EXERCISE DETAILS: Search the data below for the string "React". Extract every line that contains it.

DATASET RECORDS:
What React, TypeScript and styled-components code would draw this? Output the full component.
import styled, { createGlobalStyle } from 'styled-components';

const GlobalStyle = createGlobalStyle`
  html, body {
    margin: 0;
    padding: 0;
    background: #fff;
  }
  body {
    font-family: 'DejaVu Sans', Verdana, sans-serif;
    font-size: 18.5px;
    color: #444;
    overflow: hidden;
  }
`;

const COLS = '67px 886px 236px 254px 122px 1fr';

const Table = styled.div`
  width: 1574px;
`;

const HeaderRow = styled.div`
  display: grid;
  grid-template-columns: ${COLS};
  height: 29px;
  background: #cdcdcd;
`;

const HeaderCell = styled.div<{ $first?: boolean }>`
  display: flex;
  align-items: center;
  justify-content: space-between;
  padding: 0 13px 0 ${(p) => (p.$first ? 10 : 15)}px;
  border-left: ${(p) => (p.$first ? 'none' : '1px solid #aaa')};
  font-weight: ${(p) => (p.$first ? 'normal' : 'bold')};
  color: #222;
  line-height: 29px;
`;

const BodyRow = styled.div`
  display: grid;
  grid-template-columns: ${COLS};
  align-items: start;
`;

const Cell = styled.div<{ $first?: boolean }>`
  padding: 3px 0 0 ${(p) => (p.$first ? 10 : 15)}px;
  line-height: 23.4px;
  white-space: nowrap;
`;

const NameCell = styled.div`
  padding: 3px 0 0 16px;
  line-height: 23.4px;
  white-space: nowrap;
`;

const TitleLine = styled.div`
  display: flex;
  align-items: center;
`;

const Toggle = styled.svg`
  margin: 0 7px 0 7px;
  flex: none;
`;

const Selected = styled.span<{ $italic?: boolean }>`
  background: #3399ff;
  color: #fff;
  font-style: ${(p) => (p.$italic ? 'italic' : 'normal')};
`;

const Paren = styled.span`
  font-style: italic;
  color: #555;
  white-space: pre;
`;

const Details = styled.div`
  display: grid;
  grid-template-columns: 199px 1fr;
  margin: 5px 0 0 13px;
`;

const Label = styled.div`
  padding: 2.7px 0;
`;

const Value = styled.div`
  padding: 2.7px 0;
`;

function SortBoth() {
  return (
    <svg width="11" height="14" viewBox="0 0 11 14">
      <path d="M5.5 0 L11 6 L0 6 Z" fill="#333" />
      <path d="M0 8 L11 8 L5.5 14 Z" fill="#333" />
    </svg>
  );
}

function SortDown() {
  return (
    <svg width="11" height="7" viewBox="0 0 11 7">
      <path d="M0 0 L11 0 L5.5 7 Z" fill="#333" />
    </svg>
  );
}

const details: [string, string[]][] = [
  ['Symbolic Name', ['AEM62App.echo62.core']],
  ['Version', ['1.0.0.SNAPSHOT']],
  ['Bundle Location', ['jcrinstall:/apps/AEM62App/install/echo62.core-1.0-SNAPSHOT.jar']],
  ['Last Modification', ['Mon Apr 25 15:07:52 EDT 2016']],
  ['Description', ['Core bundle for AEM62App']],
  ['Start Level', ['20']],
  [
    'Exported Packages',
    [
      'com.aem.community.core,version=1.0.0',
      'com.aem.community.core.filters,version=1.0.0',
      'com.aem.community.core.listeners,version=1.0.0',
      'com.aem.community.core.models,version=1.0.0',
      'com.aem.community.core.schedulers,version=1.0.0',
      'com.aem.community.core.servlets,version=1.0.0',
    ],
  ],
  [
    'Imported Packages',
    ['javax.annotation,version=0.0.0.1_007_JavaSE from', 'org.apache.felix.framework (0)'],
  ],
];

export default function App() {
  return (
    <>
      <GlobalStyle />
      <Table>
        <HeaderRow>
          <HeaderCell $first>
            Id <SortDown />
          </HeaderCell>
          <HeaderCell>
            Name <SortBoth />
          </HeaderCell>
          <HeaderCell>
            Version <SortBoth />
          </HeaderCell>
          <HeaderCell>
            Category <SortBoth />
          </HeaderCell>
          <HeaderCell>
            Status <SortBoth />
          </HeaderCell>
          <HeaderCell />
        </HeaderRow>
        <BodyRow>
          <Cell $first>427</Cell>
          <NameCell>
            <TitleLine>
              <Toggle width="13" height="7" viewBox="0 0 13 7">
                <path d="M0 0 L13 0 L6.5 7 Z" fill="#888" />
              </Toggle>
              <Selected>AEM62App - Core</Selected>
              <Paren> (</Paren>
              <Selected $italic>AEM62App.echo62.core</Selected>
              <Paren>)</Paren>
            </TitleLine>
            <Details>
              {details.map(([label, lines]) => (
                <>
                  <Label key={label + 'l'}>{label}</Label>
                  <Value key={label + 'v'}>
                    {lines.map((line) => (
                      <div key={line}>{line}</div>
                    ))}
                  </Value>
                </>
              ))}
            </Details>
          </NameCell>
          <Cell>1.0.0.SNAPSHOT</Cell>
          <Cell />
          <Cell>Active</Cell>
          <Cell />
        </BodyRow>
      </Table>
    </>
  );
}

---

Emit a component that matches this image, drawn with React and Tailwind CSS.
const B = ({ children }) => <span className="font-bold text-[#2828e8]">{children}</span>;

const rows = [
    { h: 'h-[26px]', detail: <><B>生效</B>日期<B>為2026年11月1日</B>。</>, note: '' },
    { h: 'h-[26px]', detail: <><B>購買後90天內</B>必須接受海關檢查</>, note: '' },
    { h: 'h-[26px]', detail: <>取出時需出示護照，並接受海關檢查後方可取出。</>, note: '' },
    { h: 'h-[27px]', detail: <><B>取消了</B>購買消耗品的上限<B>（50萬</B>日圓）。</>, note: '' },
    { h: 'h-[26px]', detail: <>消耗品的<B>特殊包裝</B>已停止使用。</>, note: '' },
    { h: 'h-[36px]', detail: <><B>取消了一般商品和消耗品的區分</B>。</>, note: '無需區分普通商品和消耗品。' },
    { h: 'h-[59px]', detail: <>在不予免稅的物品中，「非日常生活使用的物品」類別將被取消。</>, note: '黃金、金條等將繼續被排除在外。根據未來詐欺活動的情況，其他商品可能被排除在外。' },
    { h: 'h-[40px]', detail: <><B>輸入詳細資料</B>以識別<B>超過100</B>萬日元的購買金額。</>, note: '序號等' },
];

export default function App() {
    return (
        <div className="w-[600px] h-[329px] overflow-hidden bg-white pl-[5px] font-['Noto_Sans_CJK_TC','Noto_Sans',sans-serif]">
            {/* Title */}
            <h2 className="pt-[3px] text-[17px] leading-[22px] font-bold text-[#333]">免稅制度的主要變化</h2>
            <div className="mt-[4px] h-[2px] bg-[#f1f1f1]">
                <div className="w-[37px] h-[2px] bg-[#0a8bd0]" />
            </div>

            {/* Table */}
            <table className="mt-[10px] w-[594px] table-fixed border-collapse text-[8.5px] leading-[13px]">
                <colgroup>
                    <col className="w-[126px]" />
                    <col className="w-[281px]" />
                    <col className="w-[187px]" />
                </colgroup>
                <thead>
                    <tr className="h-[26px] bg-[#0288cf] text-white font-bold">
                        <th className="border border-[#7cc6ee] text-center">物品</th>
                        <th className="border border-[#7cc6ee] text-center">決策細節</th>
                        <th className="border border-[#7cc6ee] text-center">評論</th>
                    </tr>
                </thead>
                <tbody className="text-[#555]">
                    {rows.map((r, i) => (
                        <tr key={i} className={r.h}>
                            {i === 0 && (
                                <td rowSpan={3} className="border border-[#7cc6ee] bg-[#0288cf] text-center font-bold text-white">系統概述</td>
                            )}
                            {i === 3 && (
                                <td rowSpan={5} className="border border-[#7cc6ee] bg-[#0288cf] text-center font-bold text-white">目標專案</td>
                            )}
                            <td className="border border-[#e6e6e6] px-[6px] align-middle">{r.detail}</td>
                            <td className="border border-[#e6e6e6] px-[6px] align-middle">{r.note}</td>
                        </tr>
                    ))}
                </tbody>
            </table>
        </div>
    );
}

...

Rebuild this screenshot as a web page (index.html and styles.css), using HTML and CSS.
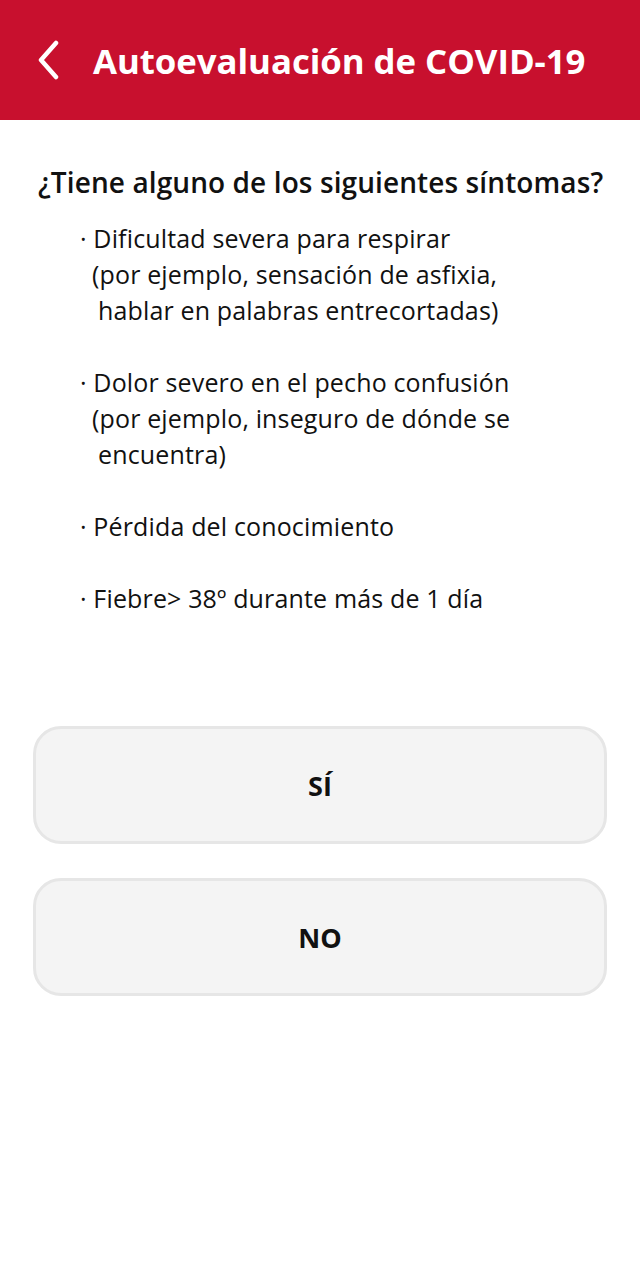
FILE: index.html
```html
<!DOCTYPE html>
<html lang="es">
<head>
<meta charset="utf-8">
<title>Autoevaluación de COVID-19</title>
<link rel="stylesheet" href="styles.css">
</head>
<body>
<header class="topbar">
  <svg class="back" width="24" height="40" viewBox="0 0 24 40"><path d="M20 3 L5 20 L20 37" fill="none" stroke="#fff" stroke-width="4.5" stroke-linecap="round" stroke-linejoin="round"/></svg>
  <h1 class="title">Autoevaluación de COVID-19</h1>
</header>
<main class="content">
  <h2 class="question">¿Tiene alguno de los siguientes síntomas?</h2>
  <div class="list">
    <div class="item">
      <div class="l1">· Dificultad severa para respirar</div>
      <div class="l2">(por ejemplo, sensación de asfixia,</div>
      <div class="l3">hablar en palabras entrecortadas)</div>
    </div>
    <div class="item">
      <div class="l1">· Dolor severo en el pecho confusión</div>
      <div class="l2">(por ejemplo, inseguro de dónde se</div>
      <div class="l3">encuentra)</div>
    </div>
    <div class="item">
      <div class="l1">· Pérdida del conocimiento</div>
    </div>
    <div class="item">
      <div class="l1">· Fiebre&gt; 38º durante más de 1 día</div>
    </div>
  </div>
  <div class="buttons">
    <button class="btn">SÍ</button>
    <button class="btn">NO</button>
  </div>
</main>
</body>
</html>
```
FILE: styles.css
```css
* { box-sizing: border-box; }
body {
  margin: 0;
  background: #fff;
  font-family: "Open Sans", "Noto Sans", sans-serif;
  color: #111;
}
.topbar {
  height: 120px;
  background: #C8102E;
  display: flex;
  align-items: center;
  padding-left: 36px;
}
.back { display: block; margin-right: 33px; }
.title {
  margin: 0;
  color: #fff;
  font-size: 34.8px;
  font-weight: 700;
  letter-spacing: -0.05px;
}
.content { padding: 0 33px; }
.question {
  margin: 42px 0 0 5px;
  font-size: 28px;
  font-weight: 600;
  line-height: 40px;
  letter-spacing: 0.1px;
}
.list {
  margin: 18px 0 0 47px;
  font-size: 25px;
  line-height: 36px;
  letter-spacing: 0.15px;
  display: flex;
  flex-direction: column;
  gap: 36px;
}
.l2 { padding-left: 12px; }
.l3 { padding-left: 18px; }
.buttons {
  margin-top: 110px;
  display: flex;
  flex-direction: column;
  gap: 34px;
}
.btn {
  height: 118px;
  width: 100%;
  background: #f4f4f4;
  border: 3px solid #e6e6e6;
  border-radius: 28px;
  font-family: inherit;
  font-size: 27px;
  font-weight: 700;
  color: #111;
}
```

SOLUTION TO THIS TASK:
What React, TypeScript and styled-components code would draw this? Output the full component.
Emit a component that matches this image, drawn with React and Tailwind CSS.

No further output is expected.